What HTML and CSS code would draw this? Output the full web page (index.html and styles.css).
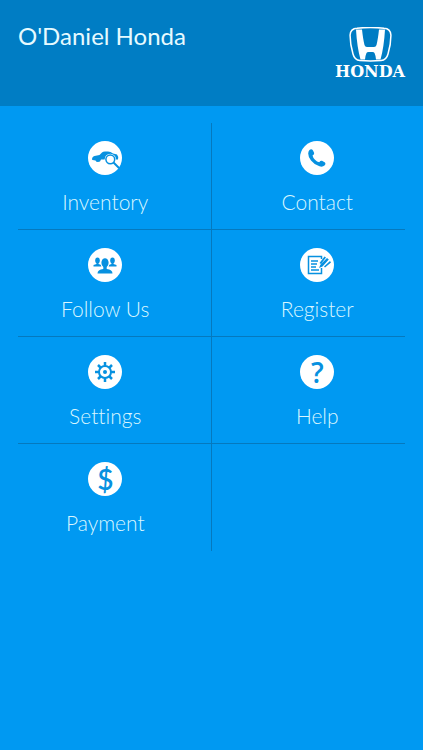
FILE: index.html
```html
<!DOCTYPE html>
<html lang="en">
<head>
  <meta charset="UTF-8">
  <meta name="viewport" content="width=device-width, initial-scale=1.0">
  <title>O'Daniel Honda</title>
  <link rel="stylesheet" href="styles.css">
</head>
<body>

  <header class="header">
    <h1 class="title">O'Daniel Honda</h1>
    <div class="logo">
      <svg class="logo-mark" viewBox="0 0 43 35" aria-hidden="true">
        <path d="M8 1.2Q21.500 -.2 35 1.200Q41.500 1.500 41.900 8Q42 17 39 27Q37.500 33 32 33.500Q21.500 34.400 11 33.500Q5.500 33 4 27Q1 17 1.100 8Q1.500 1.500 8 1.200Z" fill="none" stroke="#fff" stroke-width="1.500"/>
        <path d="M7 2.500L13 2.500Q14 12 15.500 18Q16 20 18 20H25Q27 20 27.500 18Q29 12 30 2.500L36 2.500Q35 20 31.500 32.500H27Q26.500 28 25.500 26Q25 25 23.500 25H19.500Q18 25 17.500 26Q16.500 28 16 32.500H11.500Q8 20 7 2.500Z" fill="#fff"/>
      </svg>
      <span class="logo-text">HONDA</span>
    </div>
  </header>

  <nav>
    <ul class="menu">
      <li class="menu-item">
        <a href="#inventory">
          <svg class="icon" viewBox="0 0 34 34" aria-hidden="true">
            <circle class="disc" cx="17" cy="17" r="17"/>
            <path class="shape" d="M4 18.500Q4 15.500 6.500 15L11.500 14L14 11.500Q15 10.500 17 10.500H20Q22.500 10.500 25 12.500L29 13.500Q30.500 15 30 18.500H13Q12.500 21 10 21Q8 21 7.500 19.500L4.500 19Z"/>
            <circle class="lens" cx="22.300" cy="18.300" r="5.600"/>
            <circle class="line thin" cx="22.300" cy="18.300" r="4.400"/>
            <path class="line" d="M25.500 21.500L31 27"/>
          </svg>
          <span>Inventory</span>
        </a>
      </li>
      <li class="menu-item">
        <a href="#contact">
          <svg class="icon" viewBox="0 0 34 34" aria-hidden="true">
            <circle class="disc" cx="17" cy="17" r="17"/>
            <path class="shape" d="M9.500 9Q11.500 7.500 13 9.500L14.200 12Q14.300 13.500 12.500 14.500Q13 17 15 18.700Q17 20.700 19.200 21.200Q20.500 19.500 22 19.800L25 21.500Q26.300 23 24.500 24.500Q22.500 26.300 19.500 25.300Q14 23.500 11 19.500Q8.200 16 8.200 12.500Q8.300 10 9.500 9Z"/>
          </svg>
          <span>Contact</span>
        </a>
      </li>
      <li class="menu-item">
        <a href="#follow">
          <svg class="icon" viewBox="0 0 34 34" aria-hidden="true">
            <circle class="disc" cx="17" cy="17" r="17"/>
            <g class="shape">
              <ellipse cx="9.500" cy="12.500" rx="2.300" ry="3"/>
              <path d="M8.500 14H10.500V16L13.500 17V18.500H5.500V17L8.500 16Z"/>
              <ellipse cx="24.500" cy="12.500" rx="2.300" ry="3"/>
              <path d="M23.500 14H25.500V16L28.500 17V18.500H20.500V17L23.500 16Z"/>
            </g>
            <ellipse class="cut" cx="17" cy="14.800" rx="4.600" ry="5.600"/>
            <ellipse class="shape" cx="17" cy="14.800" rx="3.600" ry="4.600"/>
            <path class="shape" d="M15.300 18H18.700V21Q24.500 21.500 24.500 25.500H9.500Q9.500 21.500 15.300 21Z"/>
          </svg>
          <span>Follow Us</span>
        </a>
      </li>
      <li class="menu-item">
        <a href="#register">
          <svg class="icon" viewBox="0 0 34 34" aria-hidden="true">
            <circle class="disc" cx="17" cy="17" r="17"/>
            <path class="line thin" d="M21.500 11V8.500H8.500V25.500H21.500V20M11 13H18M11 16H17M11 19H16M11 22H19"/>
            <path class="shape" d="M24.500 8.500L26 9.500L21 16L19.500 15ZM27 10L28.800 11.500L22.500 18.500L19 20L20.500 16.500ZM30 13L31 14.500L25 19.500L24 18.500Z"/>
          </svg>
          <span>Register</span>
        </a>
      </li>
      <li class="menu-item">
        <a href="#settings">
          <svg class="icon" viewBox="0 0 34 34" aria-hidden="true">
            <circle class="disc" cx="17" cy="17" r="17"/>
            <path class="teeth" d="M17 7V11M17 23V27M7 17H11M23 17H27M10 10L13 13M21 21L24 24M10 24L13 21M21 13L24 10"/>
            <circle class="line" cx="17" cy="17" r="6"/>
            <circle class="shape" cx="17" cy="17" r="2"/>
          </svg>
          <span>Settings</span>
        </a>
      </li>
      <li class="menu-item">
        <a href="#help">
          <span class="icon sign question" aria-hidden="true">?</span>
          <span>Help</span>
        </a>
      </li>
      <li class="menu-item">
        <a href="#payment">
          <span class="icon sign" aria-hidden="true">$</span>
          <span>Payment</span>
        </a>
      </li>
      <li class="menu-item"></li>
    </ul>
  </nav>

</body>
</html>
```
FILE: styles.css
```css
* {
  box-sizing: border-box;
}
body {
  margin: 0;
  min-height: 100vh;
  background: #0099f2;
  color: #fff;
  font-family: Lato, sans-serif;
  font-variant-ligatures: none;
}
.header {
  display: flex;
  justify-content: space-between;
  align-items: flex-start;
  min-height: 106px;
  padding: 20px 14px 20px 18px;
  background: #007dc4;
}
.title {
  margin: 0;
  font-size: 24px;
  line-height: 32px;
  font-weight: 400;
  color: #e6faff;
}
.logo {
  display: flex;
  flex-direction: column;
  align-items: center;
  min-width: 78px;
  padding-top: 7px;
}
.logo-mark {
  width: 43px;
  height: 35px;
}
.logo-text {
  font-family: "DejaVu Serif", serif;
  font-size: 16px;
  line-height: 20px;
  font-weight: 700;
}
.menu {
  display: grid;
  grid-template-columns: 1fr 1fr;
  margin: 0;
  padding: 17px 0;
  list-style: none;
}
.menu-item {
  height: 107px;
  border-bottom: 1px solid #0579be;
}
.menu-item:nth-child(odd) {
  margin-left: 18px;
  padding-right: 18px;
  border-right: 1px solid #0579be;
}
.menu-item:nth-child(even) {
  margin-right: 18px;
  padding-left: 18px;
}
.menu-item:nth-last-child(-n+2) {
  border-bottom: 0;
}
.menu-item a {
  display: flex;
  flex-direction: column;
  align-items: center;
  gap: 12px;
  padding-top: 18px;
  color: #d9f6ff;
  font-size: 21px;
  line-height: 30px;
  font-weight: 300;
  text-decoration: none;
}
.icon {
  width: 34px;
  height: 34px;
}
.disc,
.cut,
.lens {
  fill: #fff;
}
.shape {
  fill: #0791e0;
}
.line,
.teeth {
  fill: none;
  stroke: #0791e0;
  stroke-width: 2;
}
.thin {
  stroke-width: 1.5;
}
.teeth {
  stroke-width: 2.5;
}
.sign {
  border-radius: 50%;
  background: #fff;
  color: #0791e0;
  font-size: 28px;
  line-height: 34px;
  font-weight: 600;
  text-align: center;
}
.question {
  font-family: "Open Sans", sans-serif;
  font-size: 28px;
}
```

- - - - -

Task requirements: With the pictures left out, transcribe the material exactly.

Written solution:
What HTML and CSS code would draw this? Output the full web page (index.html and styles.css).
FILE: index.html
```html
<!DOCTYPE html>
<html lang="en">
<head>
  <meta charset="UTF-8">
  <meta name="viewport" content="width=device-width, initial-scale=1.0">
  <title>O'Daniel Honda</title>
  <link rel="stylesheet" href="styles.css">
</head>
<body>

  <header class="header">
    <h1 class="title">O'Daniel Honda</h1>
    <div class="logo">
      <svg class="logo-mark" viewBox="0 0 43 35" aria-hidden="true">
        <path d="M8 1.2Q21.500 -.2 35 1.200Q41.500 1.500 41.900 8Q42 17 39 27Q37.500 33 32 33.500Q21.500 34.400 11 33.500Q5.500 33 4 27Q1 17 1.100 8Q1.500 1.500 8 1.200Z" fill="none" stroke="#fff" stroke-width="1.500"/>
        <path d="M7 2.500L13 2.500Q14 12 15.500 18Q16 20 18 20H25Q27 20 27.500 18Q29 12 30 2.500L36 2.500Q35 20 31.500 32.500H27Q26.500 28 25.500 26Q25 25 23.500 25H19.500Q18 25 17.500 26Q16.500 28 16 32.500H11.500Q8 20 7 2.500Z" fill="#fff"/>
      </svg>
      <span class="logo-text">HONDA</span>
    </div>
  </header>

  <nav>
    <ul class="menu">
      <li class="menu-item">
        <a href="#inventory">
          <svg class="icon" viewBox="0 0 34 34" aria-hidden="true">
            <circle class="disc" cx="17" cy="17" r="17"/>
            <path class="shape" d="M4 18.500Q4 15.500 6.500 15L11.500 14L14 11.500Q15 10.500 17 10.500H20Q22.500 10.500 25 12.500L29 13.500Q30.500 15 30 18.500H13Q12.500 21 10 21Q8 21 7.500 19.500L4.500 19Z"/>
            <circle class="lens" cx="22.300" cy="18.300" r="5.600"/>
            <circle class="line thin" cx="22.300" cy="18.300" r="4.400"/>
            <path class="line" d="M25.500 21.500L31 27"/>
          </svg>
          <span>Inventory</span>
        </a>
      </li>
      <li class="menu-item">
        <a href="#contact">
          <svg class="icon" viewBox="0 0 34 34" aria-hidden="true">
            <circle class="disc" cx="17" cy="17" r="17"/>
            <path class="shape" d="M9.500 9Q11.500 7.500 13 9.500L14.200 12Q14.300 13.500 12.500 14.500Q13 17 15 18.700Q17 20.700 19.200 21.200Q20.500 19.500 22 19.800L25 21.500Q26.300 23 24.500 24.500Q22.500 26.300 19.500 25.300Q14 23.500 11 19.500Q8.200 16 8.200 12.500Q8.300 10 9.500 9Z"/>
          </svg>
          <span>Contact</span>
        </a>
      </li>
      <li class="menu-item">
        <a href="#follow">
          <svg class="icon" viewBox="0 0 34 34" aria-hidden="true">
            <circle class="disc" cx="17" cy="17" r="17"/>
            <g class="shape">
              <ellipse cx="9.500" cy="12.500" rx="2.300" ry="3"/>
              <path d="M8.500 14H10.500V16L13.500 17V18.500H5.500V17L8.500 16Z"/>
              <ellipse cx="24.500" cy="12.500" rx="2.300" ry="3"/>
              <path d="M23.500 14H25.500V16L28.500 17V18.500H20.500V17L23.500 16Z"/>
            </g>
            <ellipse class="cut" cx="17" cy="14.800" rx="4.600" ry="5.600"/>
            <ellipse class="shape" cx="17" cy="14.800" rx="3.600" ry="4.600"/>
            <path class="shape" d="M15.300 18H18.700V21Q24.500 21.500 24.500 25.500H9.500Q9.500 21.500 15.300 21Z"/>
          </svg>
          <span>Follow Us</span>
        </a>
      </li>
      <li class="menu-item">
        <a href="#register">
          <svg class="icon" viewBox="0 0 34 34" aria-hidden="true">
            <circle class="disc" cx="17" cy="17" r="17"/>
            <path class="line thin" d="M21.500 11V8.500H8.500V25.500H21.500V20M11 13H18M11 16H17M11 19H16M11 22H19"/>
            <path class="shape" d="M24.500 8.500L26 9.500L21 16L19.500 15ZM27 10L28.800 11.500L22.500 18.500L19 20L20.500 16.500ZM30 13L31 14.500L25 19.500L24 18.500Z"/>
          </svg>
          <span>Register</span>
        </a>
      </li>
      <li class="menu-item">
        <a href="#settings">
          <svg class="icon" viewBox="0 0 34 34" aria-hidden="true">
            <circle class="disc" cx="17" cy="17" r="17"/>
            <path class="teeth" d="M17 7V11M17 23V27M7 17H11M23 17H27M10 10L13 13M21 21L24 24M10 24L13 21M21 13L24 10"/>
            <circle class="line" cx="17" cy="17" r="6"/>
            <circle class="shape" cx="17" cy="17" r="2"/>
          </svg>
          <span>Settings</span>
        </a>
      </li>
      <li class="menu-item">
        <a href="#help">
          <span class="icon sign question" aria-hidden="true">?</span>
          <span>Help</span>
        </a>
      </li>
      <li class="menu-item">
        <a href="#payment">
          <span class="icon sign" aria-hidden="true">$</span>
          <span>Payment</span>
        </a>
      </li>
      <li class="menu-item"></li>
    </ul>
  </nav>

</body>
</html>
```
FILE: styles.css
```css
* {
  box-sizing: border-box;
}
body {
  margin: 0;
  min-height: 100vh;
  background: #0099f2;
  color: #fff;
  font-family: Lato, sans-serif;
  font-variant-ligatures: none;
}
.header {
  display: flex;
  justify-content: space-between;
  align-items: flex-start;
  min-height: 106px;
  padding: 20px 14px 20px 18px;
  background: #007dc4;
}
.title {
  margin: 0;
  font-size: 24px;
  line-height: 32px;
  font-weight: 400;
  color: #e6faff;
}
.logo {
  display: flex;
  flex-direction: column;
  align-items: center;
  min-width: 78px;
  padding-top: 7px;
}
.logo-mark {
  width: 43px;
  height: 35px;
}
.logo-text {
  font-family: "DejaVu Serif", serif;
  font-size: 16px;
  line-height: 20px;
  font-weight: 700;
}
.menu {
  display: grid;
  grid-template-columns: 1fr 1fr;
  margin: 0;
  padding: 17px 0;
  list-style: none;
}
.menu-item {
  height: 107px;
  border-bottom: 1px solid #0579be;
}
.menu-item:nth-child(odd) {
  margin-left: 18px;
  padding-right: 18px;
  border-right: 1px solid #0579be;
}
.menu-item:nth-child(even) {
  margin-right: 18px;
  padding-left: 18px;
}
.menu-item:nth-last-child(-n+2) {
  border-bottom: 0;
}
.menu-item a {
  display: flex;
  flex-direction: column;
  align-items: center;
  gap: 12px;
  padding-top: 18px;
  color: #d9f6ff;
  font-size: 21px;
  line-height: 30px;
  font-weight: 300;
  text-decoration: none;
}
.icon {
  width: 34px;
  height: 34px;
}
.disc,
.cut,
.lens {
  fill: #fff;
}
.shape {
  fill: #0791e0;
}
.line,
.teeth {
  fill: none;
  stroke: #0791e0;
  stroke-width: 2;
}
.thin {
  stroke-width: 1.5;
}
.teeth {
  stroke-width: 2.5;
}
.sign {
  border-radius: 50%;
  background: #fff;
  color: #0791e0;
  font-size: 28px;
  line-height: 34px;
  font-weight: 600;
  text-align: center;
}
.question {
  font-family: "Open Sans", sans-serif;
  font-size: 28px;
}
```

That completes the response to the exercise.